Once the shows were over for the evening, up-and-comers and old-timers alike flocked to the Hyatt Regency’s giant oblong bar, the throbbing social nucleus of the Just for Laughs scene. Sipping overpriced drinks and making laps around the bar, talent and management eyed each other’s lanyards, trying to determine who’d be worth their time to chat up.

“Everybody is still looking for the brilliantly funny 21-year-old,” said Alonzo Bodden, a grand-prize winner on Last Comic Standing, as he observed the late-night machinations.
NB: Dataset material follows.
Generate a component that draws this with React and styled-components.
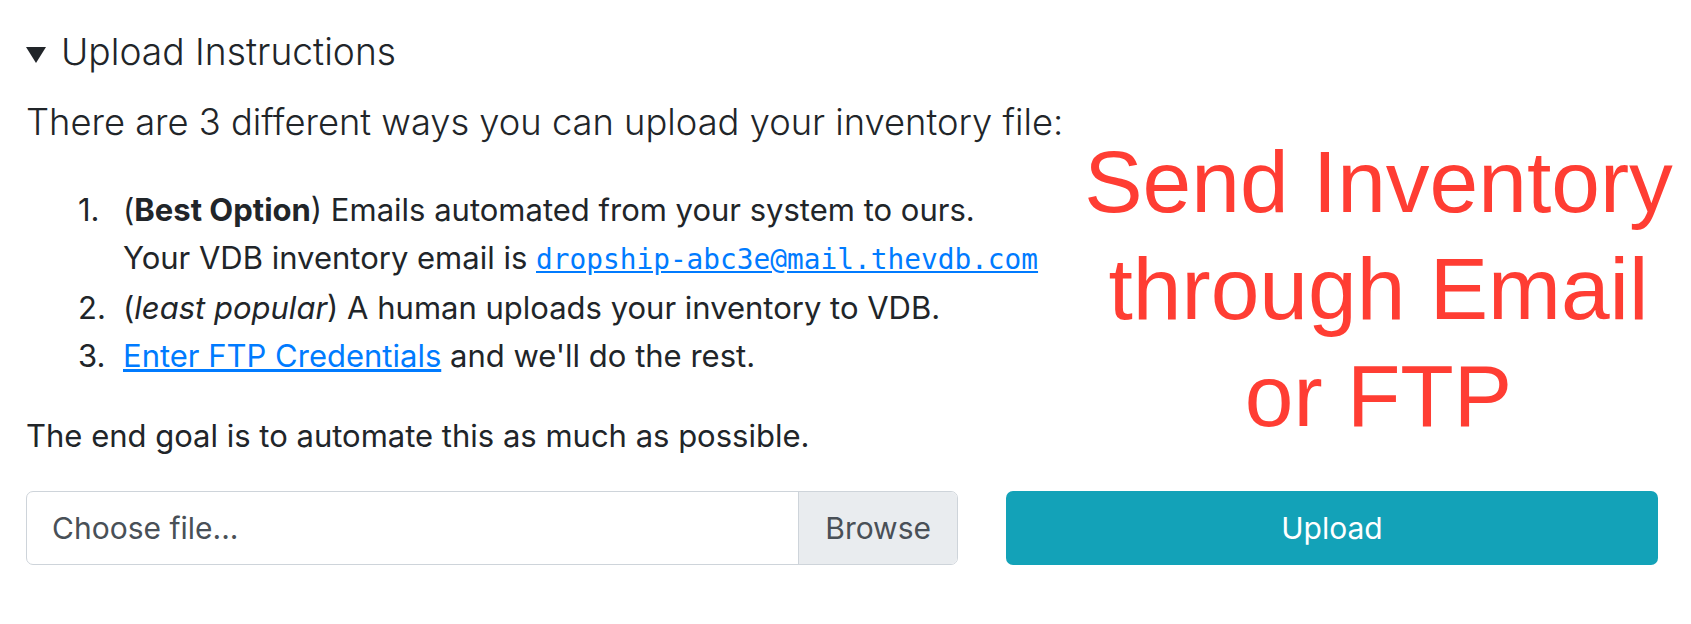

It’s the comedy industry’s holy grail: A camera-ready young comic who’s ready-made for sitcoms, blockbusters and what have you, but who also delivers stand-up gold. Finding such a person is easier said than done. After all, it took Louis C.K. decades of work on the stand-up circuit, gathering life experiences and recalibrating his act, before he scored with his hit FX series Louis and ended up being named Just for Laugh’s 2011 Comedy Person of the Year.

Can the brave new world of online funny really change the outdated way of doing things? The podcast kings who spoke at the comedy conference freely admitted they don’t know how best to make money in a medium where downloads are largely free, terrestrial radio ratings don’t exist and the average listener is unlikely to show up at a stand-up club, even when their favorite podcast host is in town. And while Funny or Die clips garner millions of views, producers still struggle with how to monetize the content.

As The Onion editor Joe Rendazzo put it, “The time will come when advertising and entertainment become seamless and we will all be under the heel of our corporate overlords.”

Even keynoter Maron, the man of the hour, isn’t sure about the specifics of the world of tech-infused, DIY comedy he’s helping to fashion.

“I can’t speak to what [the future of comedy is] going to look like,” he said with a shrug. “I can barely keep my garage together.”